Life expectancy and cancer survival in Oncosalud: outcomes over a 15-year period in a Peruvian private institution

16 Dec 2021
Christian Colonio, Luciana Lecman, Joseph A Pinto, Carlos Vallejos, Luis Pinillos

Background: There is a large gap in the data on cancer outcomes in Latin America, making it difficult to establish adequate cancer control policies in the region. The aim of our study was to describe the survival, life expectancy estimates and life expectancy changes over time for a large cohort of Peruvian patients insured with Oncosalud, a private healthcare system.

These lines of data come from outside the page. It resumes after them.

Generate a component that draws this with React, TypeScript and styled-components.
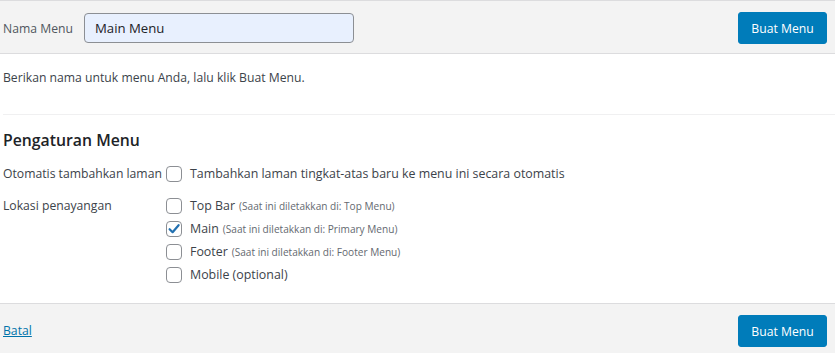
import React from "react";
import styled, { createGlobalStyle } from "styled-components";

const GlobalStyle = createGlobalStyle`
  html, body { margin: 0; padding: 0; background: #ffffff; }
  body {
    font-family: "Open Sans", "Noto Sans", Arial, sans-serif;
    font-size: 12.2px;
    color: #3c434a;
  }
  * { box-sizing: border-box; }
`;

const Page = styled.div`
  width: 835px;
  height: 353px;
  display: flex;
  flex-direction: column;
  overflow: hidden;
`;

const Bar = styled.div<{ $top?: boolean }>`
  display: flex;
  align-items: ${(p) => (p.$top ? "center" : "flex-start")};
  justify-content: space-between;
  background: #f3f3f3;
  border-top: 1px solid #dcdcde;
  border-bottom: ${(p) => (p.$top ? "1px solid #dcdcde" : "none")};
  padding: ${(p) => (p.$top ? "11px 8px 9px 3px" : "11px 8px 0 3px")};
  flex: ${(p) => (p.$top ? "0 0 auto" : "1 1 auto")};
`;

const NameGroup = styled.label`
  display: flex;
  align-items: center;
  gap: 11px;
  color: #50575e;
`;

const NameInput = styled.input`
  width: 270px;
  height: 30px;
  padding: 0 10px;
  border: 1px solid #8c8f94;
  border-radius: 4px;
  background: #e8f0fe;
  font: inherit;
  font-size: 13.2px;
  color: #1d2327;
  outline: none;
`;

const PrimaryButton = styled.button`
  height: 32px;
  width: 89px;
  padding: 0;
  border: 1px solid #007cba;
  border-radius: 3px;
  background: #007cba;
  color: #ffffff;
  font: inherit;
  font-size: 12.2px;
  cursor: pointer;
`;

const Body = styled.div`
  padding: 14px 0 17px 3px;
  background: #ffffff;
`;

const Intro = styled.p`
  margin: 0;
  line-height: 20px;
`;

const Divider = styled.hr`
  margin: 26px 0 0 0;
  border: 0;
  border-top: 1px solid #f0f0f1;
`;

const Heading = styled.h3`
  margin: 13px 0 0 0;
  font-size: 15.8px;
  line-height: 24px;
  font-weight: 600;
  color: #1d2327;
`;

const SettingRow = styled.div<{ $gap: number }>`
  display: grid;
  grid-template-columns: 163px 1fr;
  margin-top: ${(p) => p.$gap}px;
`;

const SettingLabel = styled.div`
  line-height: 23px;
  white-space: nowrap;
  color: #3c434a;
`;

const OptionList = styled.div`
  display: flex;
  flex-direction: column;
`;

const Option = styled.label`
  display: flex;
  align-items: center;
  height: 23px;
  white-space: nowrap;
  font-size: 12.4px;
  color: #3c434a;
`;

const Box = styled.span`
  flex: 0 0 auto;
  width: 16px;
  height: 16px;
  margin-right: 8px;
  border: 1px solid #8c8f94;
  border-radius: 4px;
  background: #ffffff;
  display: flex;
  align-items: center;
  justify-content: center;
`;

const Note = styled.span`
  font-size: 10.1px;
  color: #646970;
  margin-left: 4px;
`;

const CancelLink = styled.a`
  color: #0073aa;
  text-decoration: underline;
  line-height: 32px;
`;

const Check = () => (
  <svg width="14" height="14" viewBox="0 0 14 14" aria-hidden>
    <path d="M2.6 7.2 L5.6 10.2 L11.6 3.2" fill="none" stroke="#2271b1" strokeWidth="2.2" strokeLinecap="round" strokeLinejoin="round" />
  </svg>
);

const locations = [
  { name: "Top Bar", note: "(Saat ini diletakkan di: Top Menu)", checked: false },
  { name: "Main", note: "(Saat ini diletakkan di: Primary Menu)", checked: true },
  { name: "Footer", note: "(Saat ini diletakkan di: Footer Menu)", checked: false },
  { name: "Mobile (optional)", note: "", checked: false },
];

export default function App() {
  return (
    <Page>
      <GlobalStyle />
      <Bar $top>
        <NameGroup>
          Nama Menu
          <NameInput defaultValue="Main Menu" />
        </NameGroup>
        <PrimaryButton>Buat Menu</PrimaryButton>
      </Bar>
      <Body>
        <Intro>Berikan nama untuk menu Anda, lalu klik Buat Menu.</Intro>
        <Divider />
        <Heading>Pengaturan Menu</Heading>
        <SettingRow $gap={10}>
          <SettingLabel>Otomatis tambahkan laman</SettingLabel>
          <Option>
            <Box />
            Tambahkan laman tingkat-atas baru ke menu ini secara otomatis
          </Option>
        </SettingRow>
        <SettingRow $gap={9}>
          <SettingLabel>Lokasi penayangan</SettingLabel>
          <OptionList>
            {locations.map((l) => (
              <Option key={l.name}>
                <Box>{l.checked && <Check />}</Box>
                {l.name}
                {l.note && <Note>{l.note}</Note>}
              </Option>
            ))}
          </OptionList>
        </SettingRow>
      </Body>
      <Bar>
        <CancelLink href="#">Batal</CancelLink>
        <PrimaryButton>Buat Menu</PrimaryButton>
      </Bar>
    </Page>
  );
}
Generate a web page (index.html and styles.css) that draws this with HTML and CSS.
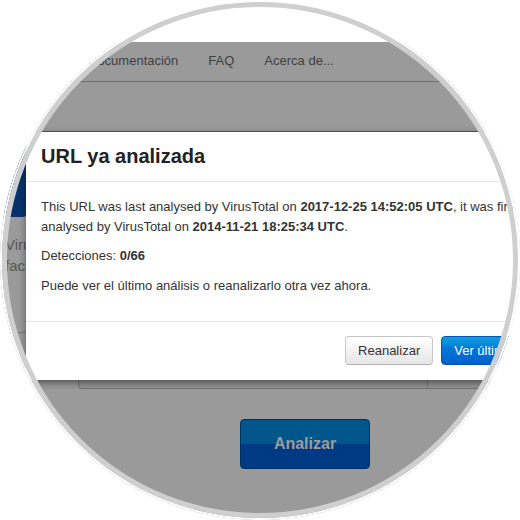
FILE: index.html
```html
<!DOCTYPE html>
<html lang="es">
<head>
    <meta charset="utf-8">
    <title>URL ya analizada</title>
    <link rel="stylesheet" href="styles.css">
</head>
<body>
    <div class="lens">
        <div class="topgap"></div>
        <div class="navbar">
            <a>Documentación</a>
            <a>FAQ</a>
            <a>Acerca de...</a>
        </div>
        <div class="stage">
            <div class="hero">
                <div class="side">
                    <div class="brand"></div>
                    <div class="tag">Virus<br>facil</div>
                    <div class="rule"></div>
                </div>
            </div>
            <div class="search">
                <div class="field"></div>
                <div class="pick"></div>
            </div>
            <div class="go">Analizar</div>
        </div>

        <div class="modal">
            <div class="modal-header">
                <h3>URL ya analizada</h3>
            </div>
            <div class="modal-body">
                <p>This URL was last analysed by VirusTotal on <b>2017-12-25 14:52:05 UTC</b>, it was first analysed by VirusTotal on <b>2014-11-21 18:25:34 UTC</b>.</p>
                <p>Detecciones: <b>0/66</b></p>
                <p>Puede ver el último análisis o reanalizarlo otra vez ahora.</p>
            </div>
            <div class="modal-footer">
                <a class="btn">Reanalizar</a>
                <a class="btn btn-primary">Ver último análisis</a>
            </div>
        </div>
    </div>
</body>
</html>
```

FILE: styles.css
```css
body { margin: 0; background: #fff; font-family: "Liberation Sans", Arial, sans-serif; }

.lens { position: relative; width: 520px; height: 520px; border-radius: 50%; overflow: hidden; background: #fff; }
.lens::after { content: ""; position: absolute; top: 2px; left: 2px; right: 2px; bottom: 2px; border-radius: 50%; border: 5px solid #cfcfcf; box-shadow: 0 0 0 3px #fff; z-index: 3; }

.topgap { height: 42px; }
.navbar { display: flex; height: 39px; padding-left: 73px; background: #9a9a9a; border-bottom: 1px solid #6d6d6d; }
.navbar a { padding: 0 15px; line-height: 37px; font-size: 13px; color: #3e3e3e; }

.stage { height: 438px; background: #9a9a9a; }
.hero { display: flex; padding-top: 49px; }
.side { width: 26px; }
.brand { height: 86px; background: #07336a; border-bottom-right-radius: 3px; }
.tag { margin-top: 17px; padding-left: 5px; font-size: 15px; line-height: 21px; color: #565656; white-space: nowrap; }
.rule { margin-top: 56px; border-top: 1px solid #7a7a7a; }

.search { display: flex; height: 41px; margin: 13px 0 0 78px; border: 1px solid #707070; border-radius: 4px; background: #949494; }
.field { width: 348px; }
.pick { flex: 1; border-left: 1px solid #777; }

.go { width: 128px; height: 48px; margin: 30px 0 0 240px; border: 1px solid #00305e; border-radius: 4px; background: linear-gradient(#00558a 50%, #003a84 50%); color: #9c9c9c; font-size: 16px; font-weight: bold; line-height: 48px; text-align: center; }

.modal { position: absolute; top: 131px; left: 26px; width: 561px; background: #fff; border-top: 1px solid #505050; border-radius: 6px; box-shadow: 0 3px 7px rgba(0, 0, 0, 0.45); z-index: 1; font-size: 13px; color: #333; }
.modal-header { padding: 9px 15px 10px; border-bottom: 1px solid #e5e5e5; }
.modal-header h3 { margin: 0; font-size: 20px; line-height: 30px; color: #222; }
.modal-body { padding: 15px 15px 16px; }
.modal-body p { margin: 0 0 10px; line-height: 19.5px; }
.modal-footer { display: flex; justify-content: flex-end; gap: 8px; padding: 14px 15px 15px; border-top: 1px solid #e5e5e5; }

.btn { display: inline-block; padding: 0 12px; height: 27px; line-height: 27px; font-size: 13px; color: #333; border: 1px solid #c6c6c6; border-bottom-color: #b3b3b3; border-radius: 4px; background: linear-gradient(#fff, #e6e6e6); }
.btn-primary { color: #fff; border-color: #0055b3; background: linear-gradient(#0ea0de, #0072d8 50%, #0062cc); }
```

Patients and methods: We evaluated a retrospective cohort of patients diagnosed between 2000 and 2015 in Oncosalud (Lima-Peru). Cases included colon, rectum, stomach, bladder, breast, prostate and non-melanoma skin cancers. Survival was evaluated with the Kaplan–Meier methodology. The standard period life table was used to estimate the excess mortality risks of patients in our cohort compared to the population covered by the Peruvian Superintendence of Banks, Insurance Companies and Pension Funds (SBS). The years of life lost was estimated based on SBS population, matching patients by age and sex.

Results: A large cohort of 7,687 Peruvian cancer patients managed in a 15-year period was eligible. If patients survive 5 years after a cancer diagnosis, life expectancy tends to be close to that of a population without cancer. The number of years of life lost at diagnosis was higher at the youngest ages, steadily decreasing thereafter. During the first years after cancer diagnosis, young patients face a much higher loss in life expectancy than older ones. Patients suffering from colon, rectum, stomach and bladder cancer are the most affected by the years of life lost.

Conclusion: In cancer patients surviving ≥ 5 years, life expectancy becomes similar to that observed in a population with similar socioeconomic characteristics. The estimated survival rate in our cohort is higher than that reported by public cancer registries in Peru. This could be explained by the different socio-economic background and access to specialised cancer care.